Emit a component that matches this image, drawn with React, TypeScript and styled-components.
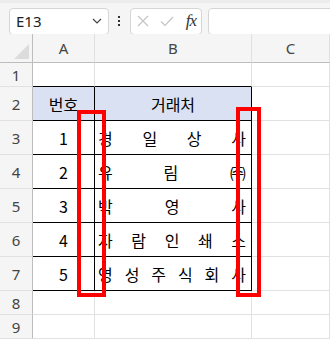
import React from 'react';
import styled, { createGlobalStyle } from 'styled-components';

const GlobalStyle = createGlobalStyle`
  html, body {
    margin: 0;
    padding: 0;
    background: #ffffff;
    overflow: hidden;
  }
`;

const Page = styled.div`
  position: relative;
  width: 330px;
  height: 340px;
  overflow: hidden;
  font-family: 'Noto Sans', 'Noto Sans CJK KR', sans-serif;
`;

const Toolbar = styled.div`
  display: flex;
  align-items: center;
  height: 34px;
  padding: 6px 0 1px 9px;
  box-sizing: border-box;
  background: #f5f5f5;
  border-top: 3px solid #ececec;
`;

const Field = styled.div<{ $width: number }>`
  display: flex;
  align-items: center;
  width: ${({ $width }) => $width}px;
  height: 27px;
  flex-shrink: 0;
  box-sizing: border-box;
  background: #ffffff;
  border: 1px solid #d6d6d6;
  border-radius: 4px;
`;

const NameBox = styled(Field)`
  justify-content: space-between;
  padding: 0 6px 0 6px;
  font-size: 15px;
  color: #222222;
`;

const FormulaButtons = styled(Field)`
  justify-content: space-between;
  padding: 0 5px 0 6px;
  margin-right: 6px;
`;

const Dots = styled.div`
  display: flex;
  flex-direction: column;
  gap: 2px;
  align-items: center;
  margin: 0 10px 0 9px;

  span {
    width: 2px;
    height: 2px;
    background: #333333;
  }
`;

const Fx = styled.span`
  font-family: 'Liberation Serif', serif;
  font-style: italic;
  font-size: 17px;
  color: #333333;
  letter-spacing: -1px;
`;

const Sheet = styled.div`
  display: grid;
  grid-template-columns: 33px 62px 157px 1fr;
  grid-template-rows: 29px 24px repeat(6, 34px) 24px 24px;
`;

const Corner = styled.div`
  position: relative;
  background: #f5f5f5;
  border-right: 1px solid #bdbdbd;
  border-bottom: 1px solid #bdbdbd;

  &::after {
    content: '';
    position: absolute;
    right: 3px;
    bottom: 3px;
    border-left: 15px solid transparent;
    border-bottom: 15px solid #dcdcdc;
  }
`;

const ColHead = styled.div`
  display: flex;
  align-items: center;
  justify-content: center;
  background: #f5f5f5;
  border-right: 1px solid #e0e0e0;
  border-bottom: 1px solid #bdbdbd;
  font-size: 15px;
  color: #444444;
`;

const RowHead = styled.div`
  display: flex;
  align-items: center;
  justify-content: center;
  background: #f5f5f5;
  border-right: 1px solid #bdbdbd;
  border-bottom: 1px solid #e1e1e1;
  font-size: 15px;
  color: #444444;
`;

const Cell = styled.div<{ $right?: boolean; $bottom?: boolean; $head?: boolean; $spread?: boolean }>`
  display: flex;
  align-items: center;
  justify-content: ${({ $spread }) => ($spread ? 'space-between' : 'center')};
  padding: ${({ $spread }) => ($spread ? '0 5px 0 3px' : '0')};
  background: ${({ $head }) => ($head ? '#d9e1f2' : '#ffffff')};
  border-right: 1px solid ${({ $right }) => ($right ? '#000000' : '#e1e1e1')};
  border-bottom: 1px solid ${({ $bottom }) => ($bottom ? '#000000' : '#e1e1e1')};
  font-family: 'Noto Sans CJK KR', sans-serif;
  font-size: 16px;
  color: #000000;
  line-height: 1;
`;

const Corp = styled.span`
  font-size: 14px;
  letter-spacing: -2.5px;
  margin-right: 2px;
`;

const Highlight = styled.div<{ $x: number; $y: number; $w: number; $h: number }>`
  position: absolute;
  left: ${({ $x }) => $x}px;
  top: ${({ $y }) => $y}px;
  width: ${({ $w }) => $w}px;
  height: ${({ $h }) => $h}px;
  box-sizing: border-box;
  border: 4px solid #ff0000;
`;

const companies = [
  ['경', '일', '상', '사'],
  ['유', '림', '(주)'],
  ['박', '영', '사'],
  ['자', '람', '인', '쇄', '소'],
  ['영', '성', '주', '식', '회', '사'],
];

const App: React.FC = () => {
  return (
    <Page>
      <GlobalStyle />
      <Toolbar>
        <NameBox $width={100}>
          <span>E13</span>
          <svg width="10" height="6" viewBox="0 0 10 6">
            <path d="M1 1 L5 5 L9 1" fill="none" stroke="#444" strokeWidth="1.2" />
          </svg>
        </NameBox>
        <Dots>
          <span />
          <span />
          <span />
        </Dots>
        <FormulaButtons $width={72}>
          <svg width="12" height="12" viewBox="0 0 12 12">
            <path d="M1 1 L11 11 M11 1 L1 11" stroke="#c4c4c4" strokeWidth="1.2" />
          </svg>
          <svg width="14" height="11" viewBox="0 0 14 11">
            <path d="M1 5.5 L5 9.5 L13 1" fill="none" stroke="#c4c4c4" strokeWidth="1.2" />
          </svg>
          <Fx>fx</Fx>
        </FormulaButtons>
        <Field $width={140} />
      </Toolbar>
      <Sheet>
        <Corner />
        <ColHead>A</ColHead>
        <ColHead>B</ColHead>
        <ColHead>C</ColHead>

        <RowHead>1</RowHead>
        <Cell $bottom />
        <Cell $bottom />
        <Cell />

        <RowHead>2</RowHead>
        <Cell $head $right $bottom>번호</Cell>
        <Cell $head $right $bottom>거래처</Cell>
        <Cell />

        {companies.map((chars, i) => (
          <React.Fragment key={i}>
            <RowHead>{i + 3}</RowHead>
            <Cell $right $bottom>{i + 1}</Cell>
            <Cell $right $bottom $spread>
              {chars.map((c, j) =>
                c.length > 1 ? <Corp key={j}>{c}</Corp> : <span key={j}>{c}</span>
              )}
            </Cell>
            <Cell />
          </React.Fragment>
        ))}

        <RowHead>8</RowHead>
        <Cell />
        <Cell />
        <Cell />

        <RowHead>9</RowHead>
        <Cell />
        <Cell />
        <Cell />
      </Sheet>
      <Highlight $x={77} $y={110} $w={29} $h={187} />
      <Highlight $x={236} $y={107} $w={25} $h={190} />
    </Page>
  );
};

export default App;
=-=-=-=-=
**What you will do:**
Reproduce each line exactly, please, except for any pictures.

**Exercise output:**
Emit a component that matches this image, drawn with React, TypeScript and styled-components.
import React from 'react';
import styled, { createGlobalStyle } from 'styled-components';

const GlobalStyle = createGlobalStyle`
  html, body {
    margin: 0;
    padding: 0;
    background: #ffffff;
    overflow: hidden;
  }
`;

const Page = styled.div`
  position: relative;
  width: 330px;
  height: 340px;
  overflow: hidden;
  font-family: 'Noto Sans', 'Noto Sans CJK KR', sans-serif;
`;

const Toolbar = styled.div`
  display: flex;
  align-items: center;
  height: 34px;
  padding: 6px 0 1px 9px;
  box-sizing: border-box;
  background: #f5f5f5;
  border-top: 3px solid #ececec;
`;

const Field = styled.div<{ $width: number }>`
  display: flex;
  align-items: center;
  width: ${({ $width }) => $width}px;
  height: 27px;
  flex-shrink: 0;
  box-sizing: border-box;
  background: #ffffff;
  border: 1px solid #d6d6d6;
  border-radius: 4px;
`;

const NameBox = styled(Field)`
  justify-content: space-between;
  padding: 0 6px 0 6px;
  font-size: 15px;
  color: #222222;
`;

const FormulaButtons = styled(Field)`
  justify-content: space-between;
  padding: 0 5px 0 6px;
  margin-right: 6px;
`;

const Dots = styled.div`
  display: flex;
  flex-direction: column;
  gap: 2px;
  align-items: center;
  margin: 0 10px 0 9px;

  span {
    width: 2px;
    height: 2px;
    background: #333333;
  }
`;

const Fx = styled.span`
  font-family: 'Liberation Serif', serif;
  font-style: italic;
  font-size: 17px;
  color: #333333;
  letter-spacing: -1px;
`;

const Sheet = styled.div`
  display: grid;
  grid-template-columns: 33px 62px 157px 1fr;
  grid-template-rows: 29px 24px repeat(6, 34px) 24px 24px;
`;

const Corner = styled.div`
  position: relative;
  background: #f5f5f5;
  border-right: 1px solid #bdbdbd;
  border-bottom: 1px solid #bdbdbd;

  &::after {
    content: '';
    position: absolute;
    right: 3px;
    bottom: 3px;
    border-left: 15px solid transparent;
    border-bottom: 15px solid #dcdcdc;
  }
`;

const ColHead = styled.div`
  display: flex;
  align-items: center;
  justify-content: center;
  background: #f5f5f5;
  border-right: 1px solid #e0e0e0;
  border-bottom: 1px solid #bdbdbd;
  font-size: 15px;
  color: #444444;
`;

const RowHead = styled.div`
  display: flex;
  align-items: center;
  justify-content: center;
  background: #f5f5f5;
  border-right: 1px solid #bdbdbd;
  border-bottom: 1px solid #e1e1e1;
  font-size: 15px;
  color: #444444;
`;

const Cell = styled.div<{ $right?: boolean; $bottom?: boolean; $head?: boolean; $spread?: boolean }>`
  display: flex;
  align-items: center;
  justify-content: ${({ $spread }) => ($spread ? 'space-between' : 'center')};
  padding: ${({ $spread }) => ($spread ? '0 5px 0 3px' : '0')};
  background: ${({ $head }) => ($head ? '#d9e1f2' : '#ffffff')};
  border-right: 1px solid ${({ $right }) => ($right ? '#000000' : '#e1e1e1')};
  border-bottom: 1px solid ${({ $bottom }) => ($bottom ? '#000000' : '#e1e1e1')};
  font-family: 'Noto Sans CJK KR', sans-serif;
  font-size: 16px;
  color: #000000;
  line-height: 1;
`;

const Corp = styled.span`
  font-size: 14px;
  letter-spacing: -2.5px;
  margin-right: 2px;
`;

const Highlight = styled.div<{ $x: number; $y: number; $w: number; $h: number }>`
  position: absolute;
  left: ${({ $x }) => $x}px;
  top: ${({ $y }) => $y}px;
  width: ${({ $w }) => $w}px;
  height: ${({ $h }) => $h}px;
  box-sizing: border-box;
  border: 4px solid #ff0000;
`;

const companies = [
  ['경', '일', '상', '사'],
  ['유', '림', '(주)'],
  ['박', '영', '사'],
  ['자', '람', '인', '쇄', '소'],
  ['영', '성', '주', '식', '회', '사'],
];

const App: React.FC = () => {
  return (
    <Page>
      <GlobalStyle />
      <Toolbar>
        <NameBox $width={100}>
          <span>E13</span>
          <svg width="10" height="6" viewBox="0 0 10 6">
            <path d="M1 1 L5 5 L9 1" fill="none" stroke="#444" strokeWidth="1.2" />
          </svg>
        </NameBox>
        <Dots>
          <span />
          <span />
          <span />
        </Dots>
        <FormulaButtons $width={72}>
          <svg width="12" height="12" viewBox="0 0 12 12">
            <path d="M1 1 L11 11 M11 1 L1 11" stroke="#c4c4c4" strokeWidth="1.2" />
          </svg>
          <svg width="14" height="11" viewBox="0 0 14 11">
            <path d="M1 5.5 L5 9.5 L13 1" fill="none" stroke="#c4c4c4" strokeWidth="1.2" />
          </svg>
          <Fx>fx</Fx>
        </FormulaButtons>
        <Field $width={140} />
      </Toolbar>
      <Sheet>
        <Corner />
        <ColHead>A</ColHead>
        <ColHead>B</ColHead>
        <ColHead>C</ColHead>

        <RowHead>1</RowHead>
        <Cell $bottom />
        <Cell $bottom />
        <Cell />

        <RowHead>2</RowHead>
        <Cell $head $right $bottom>번호</Cell>
        <Cell $head $right $bottom>거래처</Cell>
        <Cell />

        {companies.map((chars, i) => (
          <React.Fragment key={i}>
            <RowHead>{i + 3}</RowHead>
            <Cell $right $bottom>{i + 1}</Cell>
            <Cell $right $bottom $spread>
              {chars.map((c, j) =>
                c.length > 1 ? <Corp key={j}>{c}</Corp> : <span key={j}>{c}</span>
              )}
            </Cell>
            <Cell />
          </React.Fragment>
        ))}

        <RowHead>8</RowHead>
        <Cell />
        <Cell />
        <Cell />

        <RowHead>9</RowHead>
        <Cell />
        <Cell />
        <Cell />
      </Sheet>
      <Highlight $x={77} $y={110} $w={29} $h={187} />
      <Highlight $x={236} $y={107} $w={25} $h={190} />
    </Page>
  );
};

export default App;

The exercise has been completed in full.